TDs and constituency rivals have mixed views on proposed changes

 

REACTION:SITTING TDs and constituency rivals could see both positives and negatives in the boundary changes yesterday.

Donegal, Limerick, Offaly and Cork are among the counties most affected, along with Kerry, which would merge from two constituencies into a five-seater.

The most senior politician in the region, Minister for Arts, Heritage and the Gaeltacht Jimmy Deenihan, a Fine Gael TD in north Kerry, has welcomed the revision, which sees Limerick West, currently joined with Kerry North, return to Limerick.

“In a way it is a better solution than bringing in Limerick, which involves a different county council. It’s more cohesive from a representational point of view.”

Sinn Féin TD Martin Ferris, who also represents Kerry North and Limerick West from his base near Tralee, said the “huge constituency” would present difficulties but his party would rise to them.

Michael Healy-Rae, one of two Independents in Kerry South, had written to the Constituency Commission in 2011 urging that Kerry South, with its “extremely large diversity of countryside”, remain as a single constituency. He also pointed to the difficulties of managing such a large county.

There was a similarly mixed reaction to the planned division of Laois-Offaly’s five-seat constituency into two three-seat constituencies.

Fine Gael’s Charlie Flanagan, whose family has a long tradition of public representation in Laois-Offaly, described the decision to split the constituency as “disappointing”.

“From a personal point of view I find it very sad, but I accept the new reality.”

Offaly County Council chairman Peter Ormond (FF) welcomed the proposals, but admitted it would be difficult for the people of northwest Tipperary.

Suzanne Doyle (FF) of Kildare County Council admitted “it is not feasible perhaps any longer to identify ourselves around county boundaries”.

However, she believed a system where local councillors represented on local issues while neighbouring TDs dealt with national issues could lead to a lack of “consistency of administration”.

In Tipperary North, Ger Darcy (FG), a councillor, said the changes would affect Tipperary North’s TDs. “You would imagine they could keep the county boundaries intact as much as possible.”

He said the people of northwest Tipperary were not happy with the changes.

Laois’s Sinn Féin TD Brian Stanley criticised the proposal to cut the number of TDs.

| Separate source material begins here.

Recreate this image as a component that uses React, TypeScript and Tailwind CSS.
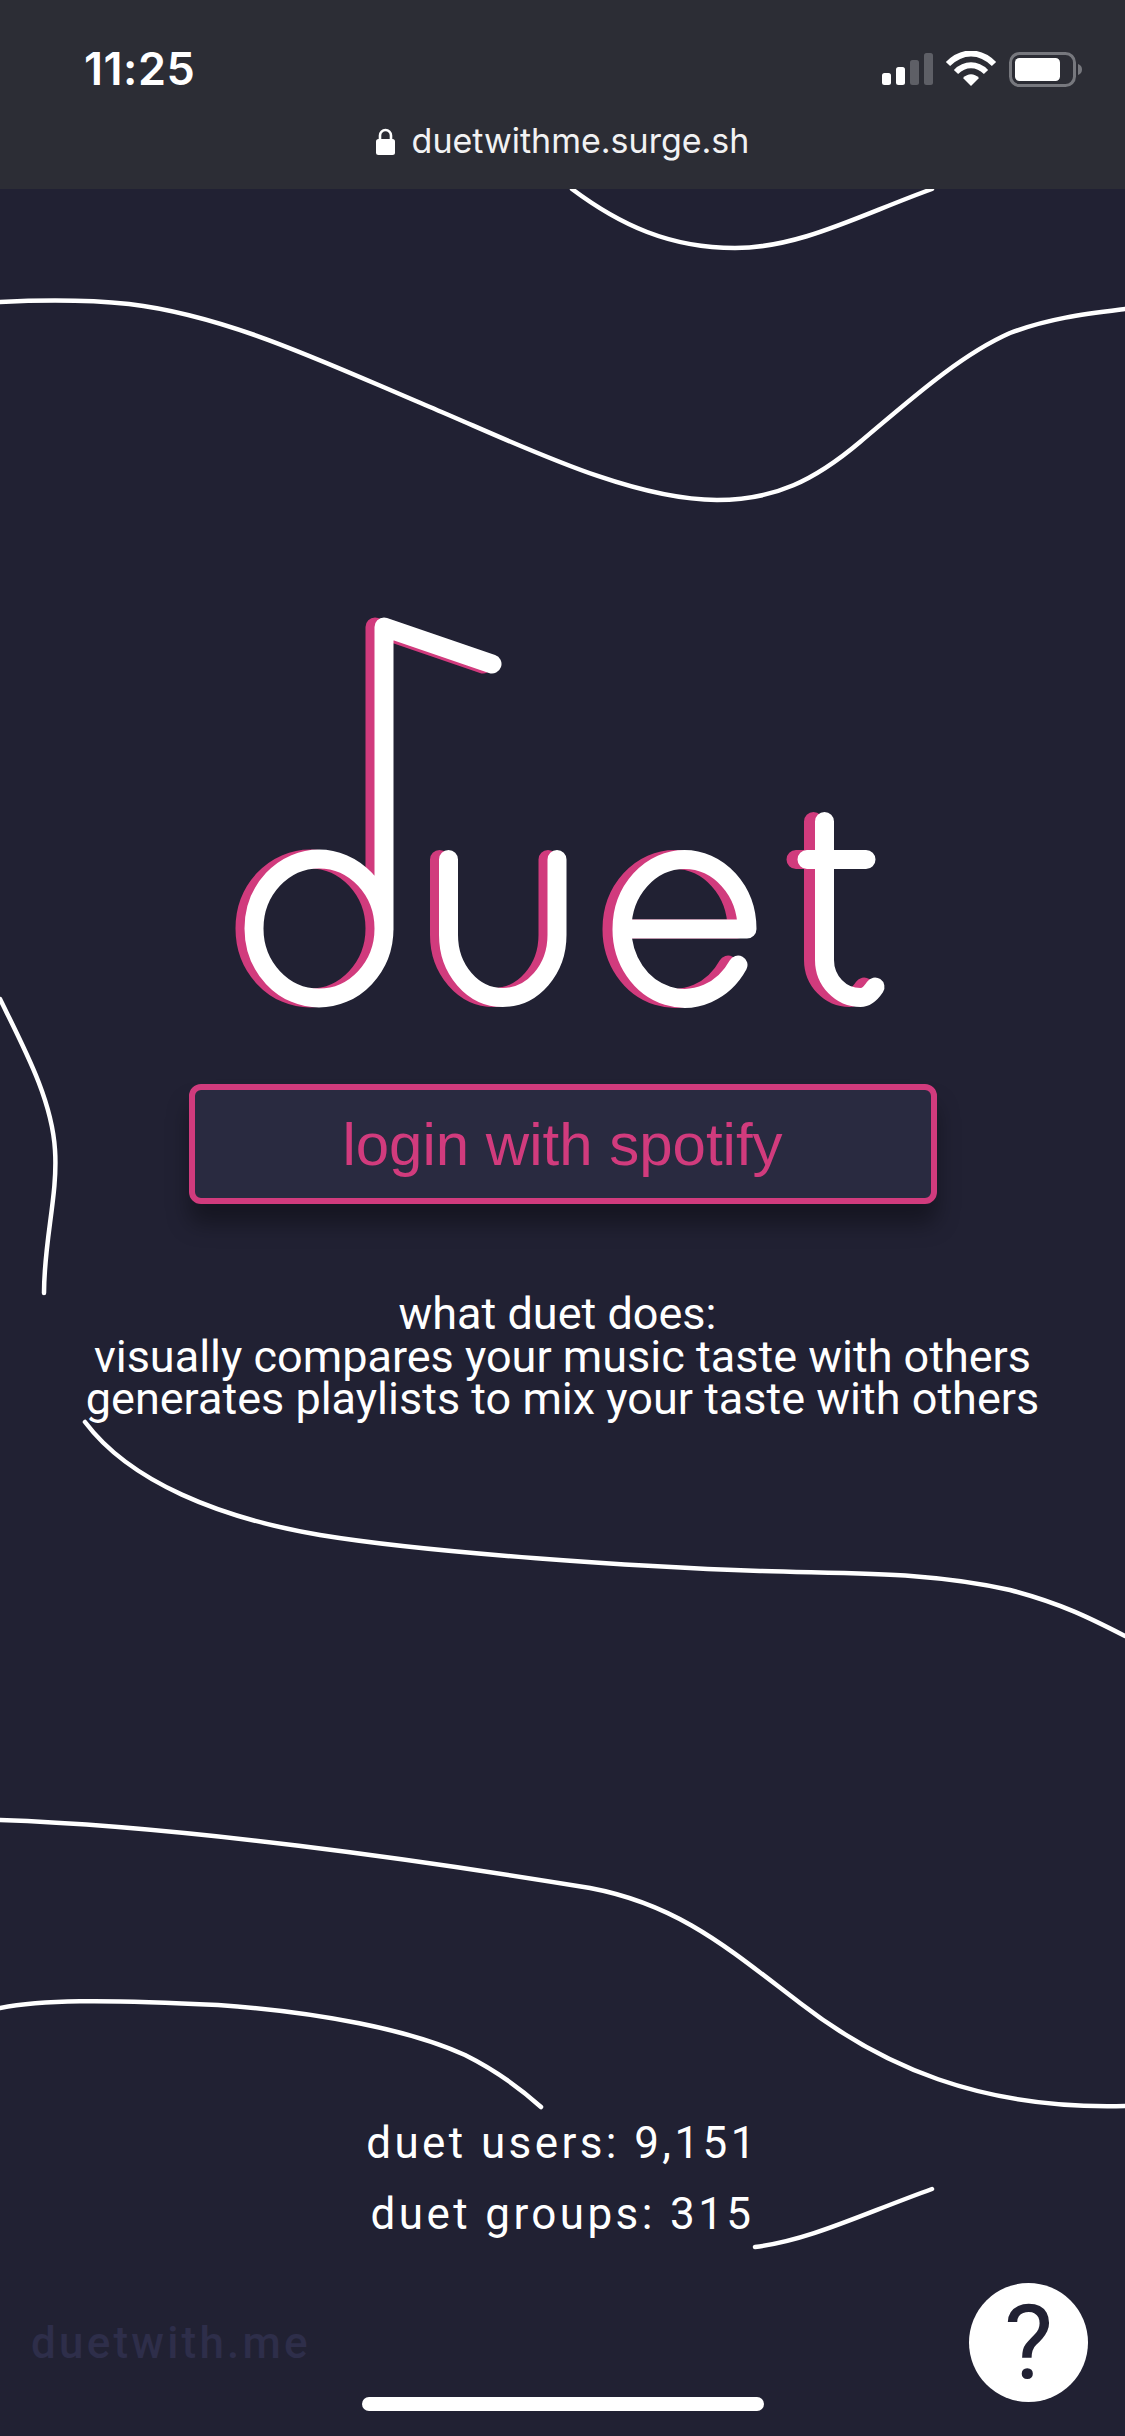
import React from 'react';

const letters = [
  { d: 'M384 930 V627 L492 664 M254 928.5 A65 69.5 0 1 0 384 928.5 A65 69.5 0 1 0 254 928.5', shift: -9 },
  { d: 'M448.5 859.5 V935 A54.25 62.5 0 0 0 557 935 V859.5', shift: -9 },
  { d: 'M747 929 H622 M747 929 A62.5 69.5 0 0 0 622 929 A62.5 69 0 0 0 738 965', shift: -10 },
  { d: 'M807 859.5 H866 M824.5 821.5 V960 A36 37.5 0 0 0 860.5 997.5 Q868 997.5 875 987', shift: -11 },
];

const waves = [
  'M572 189 C620 225 670 248 735 248 C800 248 860 215 932 189',
  'M0 302 C40 300 90 300 129 304 C230 316 330 365 430 407 C520 445 630 500 717 500 C775 500 815 480 860 442 C910 400 960 355 1010 333 C1050 318 1085 314 1125 309',
  'M0 999 C25 1050 52 1100 55 1150 C58 1195 44 1240 44 1293',
  'M85 1422 C130 1482 220 1518 320 1535 C430 1553 640 1567 760 1571 C860 1574 930 1572 1010 1590 C1060 1603 1090 1618 1125 1636',
  'M0 1820 C180 1826 420 1860 590 1888 C680 1905 730 1950 800 2003 C880 2065 980 2110 1125 2106',
  'M0 2008 C40 2000 100 1999 218 2005 C320 2012 410 2030 465 2055 C495 2070 520 2088 541 2107',
  'M755 2247 C810 2240 860 2215 932 2189',
];

const Logo = () => (
  <svg aria-label="duet" viewBox="230 610 660 400" className="w-[660px] h-[400px]" fill="none" strokeLinecap="round" strokeLinejoin="round" strokeWidth="19">
    {letters.map((l) => (
      <path key={l.d} d={l.d} stroke="#d13b7d" transform={`translate(${l.shift} 0)`} />
    ))}
    {letters.map((l) => (
      <path key={l.d} d={l.d} stroke="#ffffff" />
    ))}
  </svg>
);

const StatusIcons = () => (
  <svg viewBox="0 0 204 36" className="w-[204px] h-[36px]">
    <rect x="4" y="22" width="9" height="12" rx="2.5" fill="#fff" />
    <rect x="18" y="16" width="9" height="18" rx="2.5" fill="#fff" />
    <rect x="32" y="9" width="9" height="25" rx="2.5" fill="#5e5f66" />
    <rect x="46" y="2" width="9" height="32" rx="2.5" fill="#5e5f66" />
    <path d="M70 13 C84 -1 102 -1 116 13" fill="none" stroke="#fff" strokeWidth="6" />
    <path d="M78 21 C87 12 99 12 108 21" fill="none" stroke="#fff" strokeWidth="6" />
    <path d="M85 27 C90 22 96 22 101 27 L93 35 Z" fill="#fff" />
    <rect x="132.5" y="2.5" width="64" height="32" rx="9" fill="none" stroke="#77787e" strokeWidth="3" />
    <rect x="137" y="7" width="45" height="23" rx="4.5" fill="#fff" />
    <path d="M200 13 C203 14 204 16 204 18.5 C204 21 203 23 200 24 Z" fill="#77787e" />
  </svg>
);

const App: React.FC = () => {
  return (
    <div className="relative w-[1125px] h-[2436px] overflow-hidden bg-[#212133] text-white font-['Roboto',sans-serif]">
      <svg viewBox="0 0 1125 2436" className="absolute inset-0 w-full h-full" fill="none" stroke="#fff" strokeWidth="4.5" strokeLinecap="round">
        {waves.map((d) => (
          <path key={d} d={d} />
        ))}
      </svg>

      <header className="relative h-[189px] bg-[#2c2d35] font-['Inter',sans-serif]">
        <div className="flex items-center justify-between pl-[84px] pr-[43px] pt-[42px] h-[96px]">
          <span className="text-[45px] leading-[52px] font-semibold tracking-[0.5px]">11:25</span>
          <StatusIcons />
        </div>
        <div className="flex items-center justify-center gap-[17px] mt-[25px]">
          <svg viewBox="0 0 19 27" className="w-[19px] h-[27px]">
            <path d="M4 12 V7.5 A5.5 5.5 0 0 1 15 7.5 V12" fill="none" stroke="#fff" strokeWidth="2.6" />
            <rect x="0" y="11" width="19" height="16" rx="2.5" fill="#fff" />
          </svg>
          <span className="text-[34px] leading-[40px] text-[#f2f2f3]">duetwithme.surge.sh</span>
        </div>
      </header>

      <main className="relative flex flex-col items-center">
        <div className="mt-[421px] -ml-[5px]">
          <Logo />
        </div>
        <button className="mt-[74px] flex items-center justify-center w-[748px] h-[120px] rounded-[12px] border-[6px] border-[#d13b7d] bg-[#292a40] shadow-[0_20px_22px_rgba(0,0,0,0.35)] pt-[2px] font-['Liberation_Sans',sans-serif] text-[60px] leading-none text-[#d13b7d]">
          login with spotify
        </button>
        <div className="mt-[89px] text-center text-[45px] leading-[42.5px] font-normal">
          <p className="pr-[10px]">what duet does:</p>
          <p>visually compares your music taste with others</p>
          <p>generates playlists to mix your taste with others</p>
        </div>
        <div className="mt-[687px] text-center text-[44px] leading-[71px] font-normal tracking-[3.4px]">
          <p>duet users: 9,151</p>
          <p>duet groups: 315</p>
        </div>
      </main>

      <span className="absolute left-[31px] top-[2317px] text-[44px] leading-[52px] font-medium tracking-[3.2px] text-[#2e2e4a]">duetwith.me</span>
      <div className="absolute left-[969px] top-[2283px] flex items-center justify-center w-[119px] h-[119px] rounded-full bg-white text-[104px] font-normal leading-none text-[#212133]">?</div>
      <div className="absolute left-[362px] top-[2397px] w-[402px] h-[14px] rounded-[7px] bg-white" />
    </div>
  );
};

export default App;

He said “reducing the number of TDs only restricts representation, consolidates power around larger parties and further restricts minority views”.

In Limerick, former minister for defence and Fianna Fáil TD Willie O’Dea welcomed the return of his “old territory” to the Limerick City constituency.

“In the last revision I lost up to 4,000 votes. Now I’m getting some of them back in my home area . . . Kilteely, Hospital Murroe, Cappamore, all those places were taken out, but, thankfully, with the support of the people of Limerick city I survived.”

Fine Gael’s Patrick O’Donovan said he believed the county border should never have been breached.

“There’s good news and bad news, but the overall thing is the county border has been respected and that’s hugely important.”